By Carl Jackson Thursday 29 August 2013 Updated: 30/08 12:46
CALLS have been made to restore a school bus service to prevent pupils walking more than half a mile in bad weather to the nearest pick up point.
Parents attending Cofton PACT meetings have requested Diamond Buses resurrect the 204 service which served streets around Grovely Lane and transported pupils to Waseley Hills High School.
The variation of the 202 ceased in September 2011 as the operator deemed it no longer viable meaning the nearest stop now for students in the area is by the Hare and Hounds in Rednal.
County Coun Peter McDonald, member for Beacon, claimed Waseley Hills had altered their timetable without consulting the bus provider properly meaning fewer pupils were able to use the service after the change.

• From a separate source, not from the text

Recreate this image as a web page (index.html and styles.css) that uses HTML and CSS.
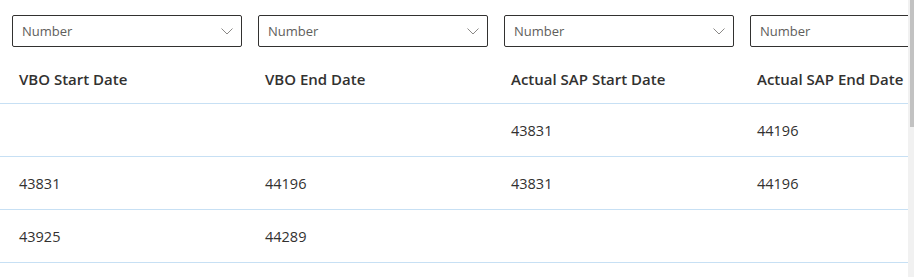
FILE: index.html
```html
<!DOCTYPE html>
<html lang="en">

<head>
    <meta charset="UTF-8">
    <meta name="viewport" content="width=device-width, initial-scale=1.0">
    <title>Dates grid</title>
    <link rel="stylesheet" href="styles.css">
</head>

<body>
    <div class="page">
        <div class="viewport">
            <!-- FILTERS -->
            <div class="filter-row">
                <div class="cell">
                    <div class="dropdown">
                        <span class="dropdown-text">Number</span>
                        <svg class="chevron" width="12" height="7" viewBox="0 0 12 7">
                            <path d="M0.5 0.5 L6 6 L11.5 0.5" />
                        </svg>
                    </div>
                </div>
                <div class="cell">
                    <div class="dropdown">
                        <span class="dropdown-text">Number</span>
                        <svg class="chevron" width="12" height="7" viewBox="0 0 12 7">
                            <path d="M0.5 0.5 L6 6 L11.5 0.5" />
                        </svg>
                    </div>
                </div>
                <div class="cell">
                    <div class="dropdown">
                        <span class="dropdown-text">Number</span>
                        <svg class="chevron" width="12" height="7" viewBox="0 0 12 7">
                            <path d="M0.5 0.5 L6 6 L11.5 0.5" />
                        </svg>
                    </div>
                </div>
                <div class="cell">
                    <div class="dropdown">
                        <span class="dropdown-text">Number</span>
                        <svg class="chevron" width="12" height="7" viewBox="0 0 12 7">
                            <path d="M0.5 0.5 L6 6 L11.5 0.5" />
                        </svg>
                    </div>
                </div>
            </div>

            <!-- HEADER -->
            <div class="row header-row">
                <div class="cell">VBO Start Date</div>
                <div class="cell">VBO End Date</div>
                <div class="cell">Actual SAP Start Date</div>
                <div class="cell">Actual SAP End Date</div>
            </div>

            <!-- ROWS -->
            <div class="row">
                <div class="cell"></div>
                <div class="cell"></div>
                <div class="cell">43831</div>
                <div class="cell">44196</div>
            </div>
            <div class="row">
                <div class="cell">43831</div>
                <div class="cell">44196</div>
                <div class="cell">43831</div>
                <div class="cell">44196</div>
            </div>
            <div class="row">
                <div class="cell">43925</div>
                <div class="cell">44289</div>
                <div class="cell"></div>
                <div class="cell"></div>
            </div>
        </div>
        <div class="scrollbar">
            <div class="scrollbar-thumb"></div>
        </div>
    </div>
</body>

</html>
```

FILE: styles.css
```css
* {
    box-sizing: border-box;
    margin: 0;
    padding: 0;
    font-family: 'Open Sans', 'Noto Sans', Arial, sans-serif;
}

body {
    background-color: #ffffff;
    color: #323130;
    width: 914px;
    height: 277px;
    overflow: hidden;
}

.page {
    display: flex;
    height: 277px;
}

.viewport {
    flex: 1;
    overflow: hidden;
}

/*FILTERS*/
.filter-row {
    display: flex;
    padding: 15px 0 0 12px;
    height: 47px;
}

.filter-row .cell {
    flex: 0 0 246px;
}

.dropdown {
    display: flex;
    align-items: center;
    justify-content: space-between;
    width: 230px;
    height: 32px;
    padding: 0 8px 0 9px;
    border: 1px solid #323130;
    border-radius: 2px;
}

.dropdown-text {
    font-size: 13px;
    line-height: 30px;
    color: #605e5c;
}

.chevron {
    fill: none;
    stroke: #8a8886;
    stroke-width: 1;
}

/*GRID*/
.row {
    display: flex;
    width: 908px;
    padding: 17px 0 15px 12px;
    border-bottom: 1px solid #c7e0f4;
    font-size: 14.5px;
    line-height: 20px;
    height: 53px;
}

.row .cell {
    flex: 0 0 246px;
    padding-left: 7px;
    white-space: nowrap;
}

.header-row {
    height: 57px;
    padding-top: 22px;
    font-size: 15px;
    font-weight: 600;
}

/*SCROLLBAR*/
.scrollbar {
    width: 6px;
    background-color: #f1f1f1;
    padding-left: 2px;
}

.scrollbar-thumb {
    height: 127px;
    background-color: #c2c2c2;
}
```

"The school should have ensured it would not affect the bus service.
"Students have now gone through two rough winters where they have had to walk in all weathers to Rednal to get a bus, or walk almost three miles to school.
"The school has an obligation to ensure they no longer have to arrive at school worst for the weather.
"Parents originally chose Waseley because of the bus service and the onus is on the school to see it’s reinstated."
School principal Alan Roll, said it was 'deliberately misleading' to blame the school for the problem and argued Coun McDonald raised no objection to the initial discussions in 2009 while he was a governor at Waseley.
"We followed the full consultation timetable to make a minor change to the start and end of the school day.
"If we had not then Worcestershire County Council (WCC) would not of allowed us to make the change."
Mr Roll said the council's Swan Street service had taken 40 students from the 204 contributing to the problem.
Finally he added it was the council's legal responsibility to ensure pupil's living beyond three miles could get to school.
However Mr Roll said the school had held meetings with parents to discuss alternative options, all of which had so far proved too expensive.
A county council spokesman said Diamond made a commercial decision to cancel the 204 after the council withdrew its subsidy as part of the BOLD review - a programme to slash £90million from its budget by its 2015/16, including £750,000 in bus services.
He also confirmed the council deemed it acceptable for students to walk from Groveley Lane to the Hare and Hounds and claimed the Swan Street service was irrelevant to the 202/204 as it catered for a different set of pupils.
Finally the spokesman said the council was only aware of the timetable change at a late stage and were not fully aware of the correspondence between Waseley and Diamond.
Andy Baker, transport planning and commissioning manager for WCC, said: "The county council will continue to seek opportunities to improve the current situation, and explore potential sources of funding.
"Diamond Bus are aware of the request, and will no doubt keep it in mind when reviewing services."